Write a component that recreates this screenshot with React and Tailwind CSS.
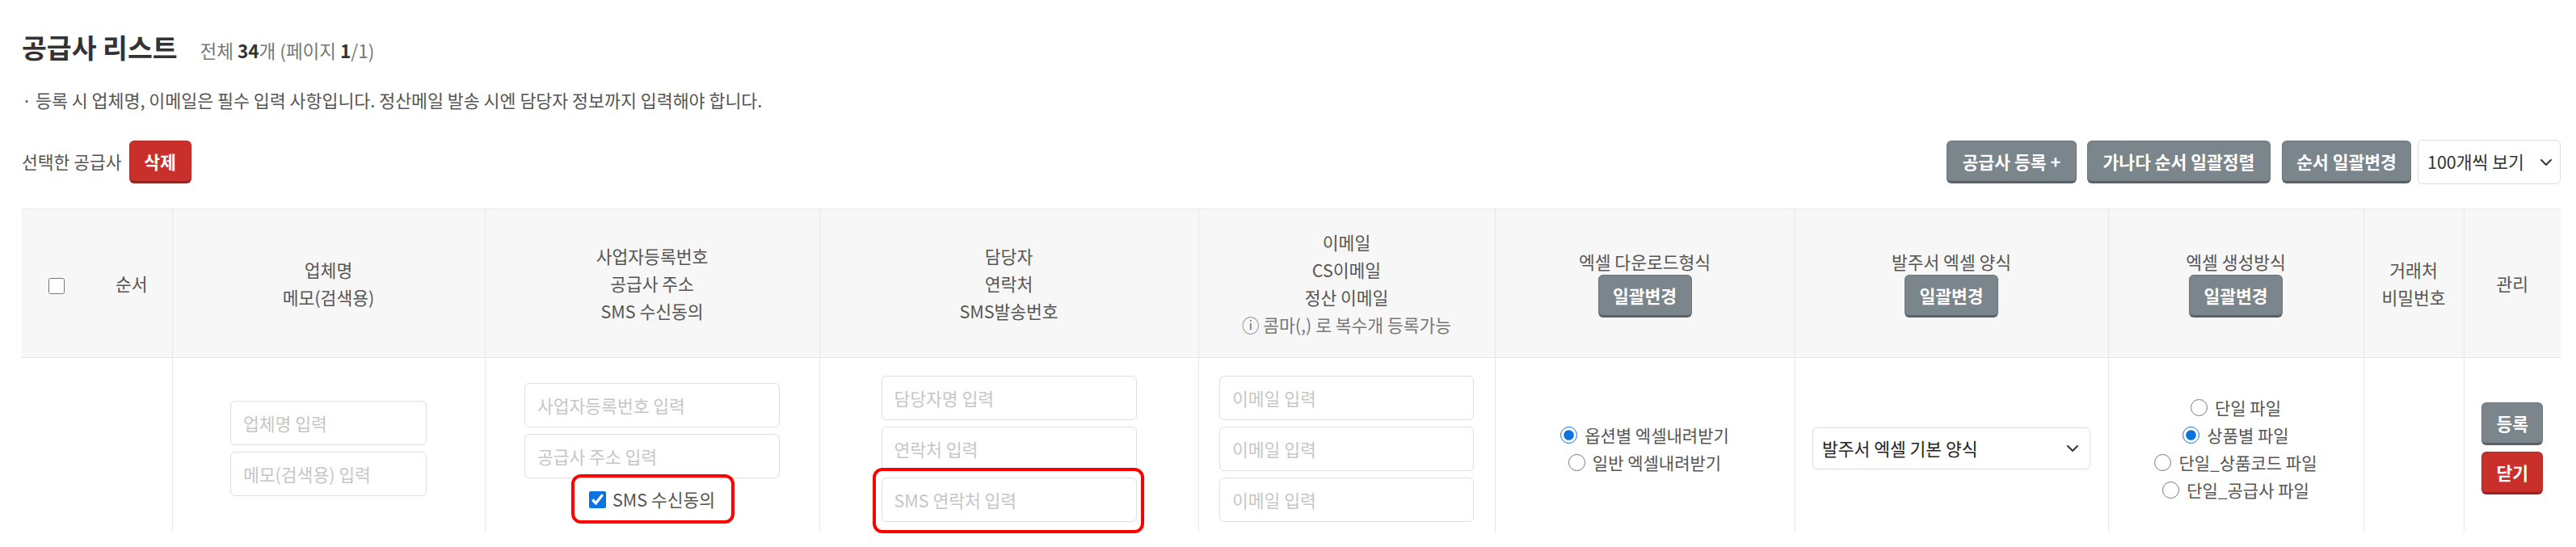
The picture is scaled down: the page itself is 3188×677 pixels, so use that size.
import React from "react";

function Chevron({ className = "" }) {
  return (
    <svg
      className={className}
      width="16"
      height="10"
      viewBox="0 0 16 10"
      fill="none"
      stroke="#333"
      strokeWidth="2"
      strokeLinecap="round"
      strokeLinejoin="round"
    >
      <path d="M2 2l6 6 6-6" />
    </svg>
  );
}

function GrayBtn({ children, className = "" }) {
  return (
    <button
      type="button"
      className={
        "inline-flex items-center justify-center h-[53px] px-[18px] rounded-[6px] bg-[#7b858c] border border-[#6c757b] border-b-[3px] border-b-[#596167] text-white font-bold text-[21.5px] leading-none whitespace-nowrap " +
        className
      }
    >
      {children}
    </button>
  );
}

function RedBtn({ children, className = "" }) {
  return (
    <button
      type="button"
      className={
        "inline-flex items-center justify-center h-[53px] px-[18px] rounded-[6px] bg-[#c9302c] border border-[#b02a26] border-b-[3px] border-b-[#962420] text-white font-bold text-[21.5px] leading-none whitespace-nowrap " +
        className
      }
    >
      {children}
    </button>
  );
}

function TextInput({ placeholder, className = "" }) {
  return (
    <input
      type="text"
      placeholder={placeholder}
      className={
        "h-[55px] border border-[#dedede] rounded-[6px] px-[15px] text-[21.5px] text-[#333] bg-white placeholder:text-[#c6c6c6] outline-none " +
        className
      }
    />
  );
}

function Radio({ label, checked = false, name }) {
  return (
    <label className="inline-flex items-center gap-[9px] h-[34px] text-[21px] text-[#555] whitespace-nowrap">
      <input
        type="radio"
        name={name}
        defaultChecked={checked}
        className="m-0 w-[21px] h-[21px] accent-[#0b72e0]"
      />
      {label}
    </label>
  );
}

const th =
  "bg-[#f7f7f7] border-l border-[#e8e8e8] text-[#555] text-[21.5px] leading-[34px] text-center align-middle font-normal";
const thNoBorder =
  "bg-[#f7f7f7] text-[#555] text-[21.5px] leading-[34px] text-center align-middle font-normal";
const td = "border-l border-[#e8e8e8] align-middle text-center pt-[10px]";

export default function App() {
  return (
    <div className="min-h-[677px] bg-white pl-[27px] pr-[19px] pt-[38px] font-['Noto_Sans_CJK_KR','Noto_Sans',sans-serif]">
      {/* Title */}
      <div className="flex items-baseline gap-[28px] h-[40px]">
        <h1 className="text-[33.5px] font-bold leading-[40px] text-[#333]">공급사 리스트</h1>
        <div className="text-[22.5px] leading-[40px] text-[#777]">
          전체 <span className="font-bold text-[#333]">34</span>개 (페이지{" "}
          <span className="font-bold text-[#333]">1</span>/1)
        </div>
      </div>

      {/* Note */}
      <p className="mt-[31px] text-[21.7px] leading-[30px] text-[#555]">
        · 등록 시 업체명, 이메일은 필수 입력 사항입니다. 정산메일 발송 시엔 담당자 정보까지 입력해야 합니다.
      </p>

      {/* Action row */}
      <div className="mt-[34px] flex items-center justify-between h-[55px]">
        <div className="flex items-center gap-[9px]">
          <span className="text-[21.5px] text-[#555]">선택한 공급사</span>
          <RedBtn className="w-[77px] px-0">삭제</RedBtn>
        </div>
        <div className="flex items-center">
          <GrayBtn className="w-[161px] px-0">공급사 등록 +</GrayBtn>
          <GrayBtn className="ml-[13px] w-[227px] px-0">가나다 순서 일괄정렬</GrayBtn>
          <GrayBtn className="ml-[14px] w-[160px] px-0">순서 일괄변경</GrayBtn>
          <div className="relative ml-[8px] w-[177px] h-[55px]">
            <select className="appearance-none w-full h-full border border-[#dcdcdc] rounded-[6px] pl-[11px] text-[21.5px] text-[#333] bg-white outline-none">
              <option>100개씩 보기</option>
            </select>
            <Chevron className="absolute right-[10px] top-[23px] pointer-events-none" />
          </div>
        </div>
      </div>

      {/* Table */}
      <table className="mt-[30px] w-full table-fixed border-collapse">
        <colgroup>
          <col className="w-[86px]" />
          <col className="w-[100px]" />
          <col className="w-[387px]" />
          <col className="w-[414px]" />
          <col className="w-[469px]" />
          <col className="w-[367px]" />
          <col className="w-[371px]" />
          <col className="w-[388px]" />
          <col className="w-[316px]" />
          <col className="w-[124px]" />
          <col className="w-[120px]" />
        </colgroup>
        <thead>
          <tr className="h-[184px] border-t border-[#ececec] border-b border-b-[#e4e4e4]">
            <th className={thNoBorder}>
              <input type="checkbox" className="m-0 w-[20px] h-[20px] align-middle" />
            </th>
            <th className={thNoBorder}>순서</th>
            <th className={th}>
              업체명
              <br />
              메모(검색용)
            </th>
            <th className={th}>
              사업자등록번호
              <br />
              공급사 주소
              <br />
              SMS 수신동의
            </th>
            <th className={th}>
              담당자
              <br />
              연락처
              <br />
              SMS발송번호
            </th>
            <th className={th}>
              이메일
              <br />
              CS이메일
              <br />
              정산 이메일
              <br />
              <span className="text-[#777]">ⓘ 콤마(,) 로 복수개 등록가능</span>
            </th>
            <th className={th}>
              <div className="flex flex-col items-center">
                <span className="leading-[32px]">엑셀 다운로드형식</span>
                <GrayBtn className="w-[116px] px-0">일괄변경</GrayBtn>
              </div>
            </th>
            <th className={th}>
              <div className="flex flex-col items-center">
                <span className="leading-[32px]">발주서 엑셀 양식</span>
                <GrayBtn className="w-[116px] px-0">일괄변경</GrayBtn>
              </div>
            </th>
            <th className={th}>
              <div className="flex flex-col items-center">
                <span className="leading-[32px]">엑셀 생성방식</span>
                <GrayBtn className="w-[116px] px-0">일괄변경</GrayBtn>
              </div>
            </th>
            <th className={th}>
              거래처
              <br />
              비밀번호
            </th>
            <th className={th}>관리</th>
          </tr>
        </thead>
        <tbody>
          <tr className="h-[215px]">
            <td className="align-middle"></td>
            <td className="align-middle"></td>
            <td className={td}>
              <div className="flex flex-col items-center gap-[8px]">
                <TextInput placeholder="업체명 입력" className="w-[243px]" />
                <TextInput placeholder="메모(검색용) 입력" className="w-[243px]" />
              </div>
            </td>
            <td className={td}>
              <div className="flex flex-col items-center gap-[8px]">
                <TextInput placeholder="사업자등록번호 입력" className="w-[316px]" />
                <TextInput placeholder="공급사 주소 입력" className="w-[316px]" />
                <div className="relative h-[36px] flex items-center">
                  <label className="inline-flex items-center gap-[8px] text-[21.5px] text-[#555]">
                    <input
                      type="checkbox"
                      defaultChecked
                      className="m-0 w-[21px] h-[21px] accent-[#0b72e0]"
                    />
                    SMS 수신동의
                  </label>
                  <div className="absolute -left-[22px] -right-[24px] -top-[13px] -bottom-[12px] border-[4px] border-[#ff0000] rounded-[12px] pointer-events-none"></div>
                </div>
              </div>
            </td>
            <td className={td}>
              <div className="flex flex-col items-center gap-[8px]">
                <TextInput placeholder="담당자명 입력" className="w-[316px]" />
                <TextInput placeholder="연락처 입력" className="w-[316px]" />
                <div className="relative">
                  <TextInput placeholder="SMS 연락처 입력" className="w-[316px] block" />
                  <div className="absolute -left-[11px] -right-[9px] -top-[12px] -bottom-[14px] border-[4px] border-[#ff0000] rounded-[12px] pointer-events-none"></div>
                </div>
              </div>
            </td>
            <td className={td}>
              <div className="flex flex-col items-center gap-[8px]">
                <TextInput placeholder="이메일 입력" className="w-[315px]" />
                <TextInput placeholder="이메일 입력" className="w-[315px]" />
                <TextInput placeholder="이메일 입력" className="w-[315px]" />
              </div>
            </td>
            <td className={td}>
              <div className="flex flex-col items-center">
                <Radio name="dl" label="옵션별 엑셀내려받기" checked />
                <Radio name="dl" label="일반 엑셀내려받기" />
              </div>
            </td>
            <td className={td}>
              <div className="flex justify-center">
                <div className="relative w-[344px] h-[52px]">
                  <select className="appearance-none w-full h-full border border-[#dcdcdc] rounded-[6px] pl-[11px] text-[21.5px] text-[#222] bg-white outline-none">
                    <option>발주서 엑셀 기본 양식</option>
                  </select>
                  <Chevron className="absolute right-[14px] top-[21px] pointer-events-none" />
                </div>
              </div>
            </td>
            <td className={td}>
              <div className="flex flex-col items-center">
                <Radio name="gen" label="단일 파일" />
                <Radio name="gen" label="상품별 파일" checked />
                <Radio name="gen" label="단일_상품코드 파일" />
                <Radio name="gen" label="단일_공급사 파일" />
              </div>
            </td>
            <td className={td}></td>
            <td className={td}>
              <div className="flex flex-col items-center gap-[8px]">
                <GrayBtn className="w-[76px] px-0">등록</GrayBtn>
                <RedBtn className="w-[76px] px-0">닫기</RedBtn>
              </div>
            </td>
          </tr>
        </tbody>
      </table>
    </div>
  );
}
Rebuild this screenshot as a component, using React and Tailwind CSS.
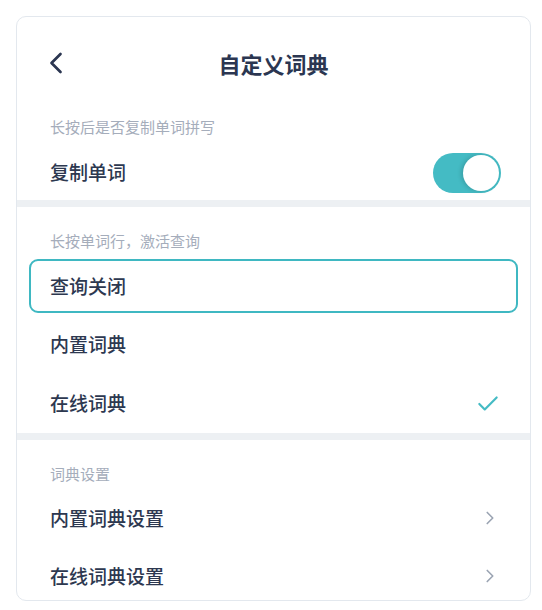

* **Exercise details**
Copy every line in the records above that contains the word "screenshot".

* **Result for this exercise**
Write a component that recreates this screenshot with React and Tailwind CSS.
Rebuild this screenshot as a component, using React and Tailwind CSS.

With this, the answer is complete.